Ama bir yandan da çok önemli bir gündemimiz daha var. Toplumsal cinsiyet eşitliğini bir türlü sindiremeyenler seçimlerden sonra özellikle medeni kanun üzerinde yoğunlaşacaklar. Anayasa değişikliği, aile hukukunu sil baştan değiştirme çabaları artacak. Seçim öncesi tepki toplamamak için kısa bir mola vermiş durumdalar. Genel seçimlere kazanılmış tüm haklarımız üzerinden protokoller yapılarak girildiğini unutmadık. Önümüzde bizi neler bekliyor?
• “Boşanma davaları hızlanacak” bahanesi ile yapılmak istenen değişiklikle erkeklerin boşanması kolaylaştırılacak. Erkekler tek bir dilekçe ile, adeta “boş ol” diyerek kadın ve çocukları kapı önüne koyabilecek. Kadınlar evlilikten kaynaklanan tazminat, nafaka, evlilikte edinilmiş malların paylaşımı gibi ekonomik haklarını almak, çocukların velayeti gibi konularla boşanma sonrasında yıllarca uğraşmak zorunda kalacaklar.
• “Ailenin korunması” adı altında getirilmek istenen aile arabuluculuğu sistemiyle kadınların boşanması zorlaştırılacak. Kadınlar aileden, çevrelerinden gördükleri “aileni koru, boyun eğ, itaat et, razı ol” baskılarının yanı sıra bir de arabuluculuk sistemi üzerinden devlet baskısı ile karşılaşacaklar.

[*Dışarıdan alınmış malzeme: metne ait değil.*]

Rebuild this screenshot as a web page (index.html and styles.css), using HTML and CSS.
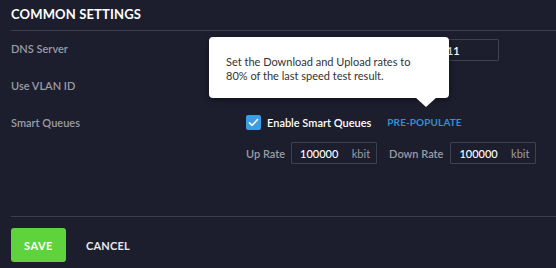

• “Nafaka haramdır, sadakadır” denilerek nafaka hakkına da göz koyuldu. Kadınlar evliyken, evde otursun, yemek, temizlik yapsın, çocuk baksın, yaşlılarla uğraşsın, çalışmasın isteniyor. İş boşanmaya gelince nafaka haram oluyor. Hem kadınların eğitimini, meslek sahibi olmalarını, çalışmalarını engelle, sonra erkekler nafaka mağduru olsun. Kaldı ki kadınlar, özellikle hane içinde şiddet gören kadınlar bir an önce kurtulabilmek için nafaka haklarından bile vazgeçiyorlar.
Kısaca bir kez medeni kanuna dokunuldu mu gerisi çorap söküğü gibi gelecek. Bunun sonu, aile reisliği, erken yaşta evlilikten, çok eşliliğe kadar sürer, gider.
Aslında tüm bu çabalar, kadınların eşit yurttaşlık hakkını gasp etmek için yürüyor. Hala toplumun büyük bir kesiminde “o kadarını da yapamazlar canım” rahatlığı ve kayıtsızlığı var. Muhalefet de aynı durumda. Yeterince farkında değiller. İran ve Afganistan önümüzdeki iki örnek. Kadınların hayatlarının ne kadar kısa sürede cehenneme döndüğü unutulmamalı. Ve bu değişikliklerin yalnız kadınlar için değil toplumun tümü için etkili olacağının da farkında olmak gerekir. O yüzden bütün mücadele yine kadınlara düşüyor. Kadınlara ve erkeklere anlatabilmek için.
Aslında biz kadınlar, sadece laik, demokratik bir ülkede, eşit, özgür, şiddetsiz bir yaşam istiyoruz. Çok şey mi istiyoruz?